Powell is one of the most likable of light comedians. He could play the leading man, he could play a cad, he could play the heavy but he never lost his ease on screen.  Even when we didn’t like his character, we can’t stop watching him. He is so comfortable on screen that many may have thought that he wasn’t really acting.  He never won an Oscar despite three nominations (this film was his first) and never even received an honorary Oscar.  If he was the same in real life as he was on screen, it may not have bothered him too much.  Like Nick, he may have just expressed a brief but polite disappointment and then poured himself a drink.

Best Actress

Claudette Colbert (It Happened One Night)
The Nominees: Bette Davis (Of Human Bondage), Grace Moore (One Night of Love), Norma Shearer (The Barretts of Wimpole Street)

Bette Davis (Of Human Bondage)
The Nominees: Claudette Colbert (Cleopatra), Claudette Colbert (Imitation of Life), Myra Loy (The Thin Man), Carole Lombard (Twentieth Century)


Claudette Colbert was so sure that fellow nominee Bette Davis was going to win the Oscar for Best Actress that she chose not to attend the ceremony.  Colbert wasn’t alone because Davis had given a performance that was being called one of the greatest in the history of the cinema and one of the biggest gambles in the life of one career.

Davis had been working in Hollywood for years but hadn’t found her breakthrough role.  Exasperated, she was offered the role of the tragic, cold-hearted waitress Mildred Rogers in his adaptation of W. Somerset Maugham’s Of Human Bondage.  The role was not flattering, so it would take an actress willing to set her vanity aside.  Mildred is a drip, an illiterate with a penchant for manipulating good-hearted men but never possessing enough self-confidence to maintain her own life. This is to say nothing of the fact that she is impregnated by a married man then loses the baby and starts turning tricks until she dies in the street of tuberculosis (which, in order to get around The Hays Code, was changed from the original play in which Mildred dies of syphilis).

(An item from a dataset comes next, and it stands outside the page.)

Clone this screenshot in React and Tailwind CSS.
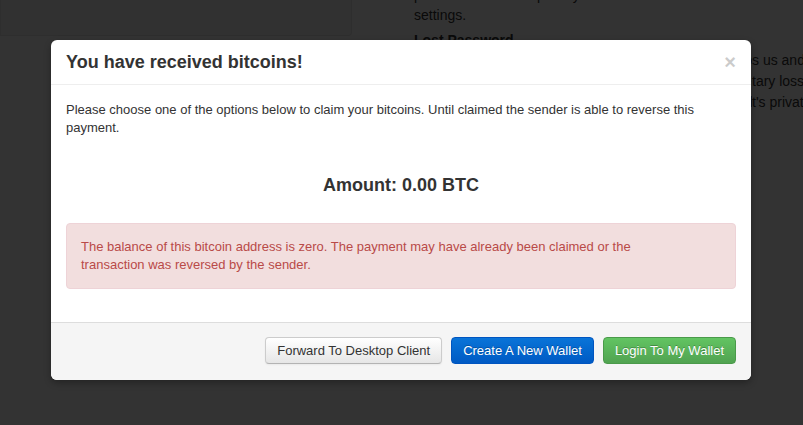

Needless to say, this was not a role that many actresses were eager to play.  Davis’ only obstacle was to get permission from Warner Brothers studio head Jack Warner to let her do the picture for RKO.  Warner didn’t want Davis to play the role because he felt that such an unflattering character would damage her reputation.

He only finally relented when he needed to trade Davis with an actress from another studio for an upcoming film.  When Davis’ performance became Hollywood’s talk of the town, her Oscar chances seemed in the bag, but Warner, who was bitter over the success, began a spite campaign in the academy to keep Davis’ name out of the running.

Many in the academy were shocked when she did not receive a nomination and, in response, many of her supporters rallied behind her for a write-in vote.  It succeeded but Davis still lost and within the industry there were suspicions that even the write-in votes had been manipulated.  Warner’s coup would lead to the academy’s decision to hire an independent accounting firm to tally the results (a practice that continues to this day).

Today the performance may not be lauded as particularly brilliant but from Bette Davis, an actress we know all-too-well, it is a bit of a surprise.  We are use to the brassy, manipulative Bette who can lacerate with the stroke of her tongue but Mildred shows a depth and piteous vulnerability even when we can’t love the character.  Mildred is a sluttish cockney waitress who latches onto the affections of club-footed med student Philip Carey (Leslie Howard) and won’t let go.  She manipulates him, dumps him, asks for his help and he never refuses.

Yet, Mildred is not your standard man-eater.  Unlike Jean Harlow in Red-Headed Woman, who manipulates men because she likes the game, Mildred latches onto a man more out of buried sense of need.  There is something off-kilter about Mildred.  When she stands, when she walks, when she speaks, there is something that doesn’t seem to fit the regular patterns of human mobility.  Even her cockney accent seems a little askew.  Mildred is a woman buried in deep insecurity who hasn’t quite latched onto a personality of her own.  She is not sexy; she has a bony frame and an odd face, but there is one thing that she has – her eyes – and this is what catches Philip’s heart.  There is a very famous shot early in the film when she takes a drink and peers over the rim of the glass with her famous eyes and we catch merely a glimpse of what Philip finds attractive.

Davis’ accomplishment in the performance comes first from her eyes.  When she screams at him, her eyes widen with a bizarre ferocity.  In the end, when she has turned to prostitution, her eyelids are heavily made up and our eyes are instantly drawn to them (Davis did her own make-up).  She also had a foresight to allow us to see into her tragic vulnerability as she holds back early in the film so that later when she lets loose with a verbal tirade, it comes as something of a shock.  Screaming at him, she tells him: “You cad, you dirty swine! I never cared for you, not once! I was always makin’ a fool of ya! Ya bored me stiff; I hated ya! It made me SICK when I had to let ya kiss me.  I only did it because ya begged me, ya hounded me and drove me crazy!  And after ya kissed me, I always used to wipe my mouth! WIPE MY MOUTH!

Something happened when I saw the film that I have to tell you about. As I was watching the film the first time, I remember thinking that Mildred didn’t look like the Bette Davis that I knew from other films. There was a reserve that seemed somewhat unusual. Late in the film when she blows up at Philip with her eyes widened and her screams accompanied by a vicious smile, I actually pointed at the screen and said “Now THAT is Bette Davis”.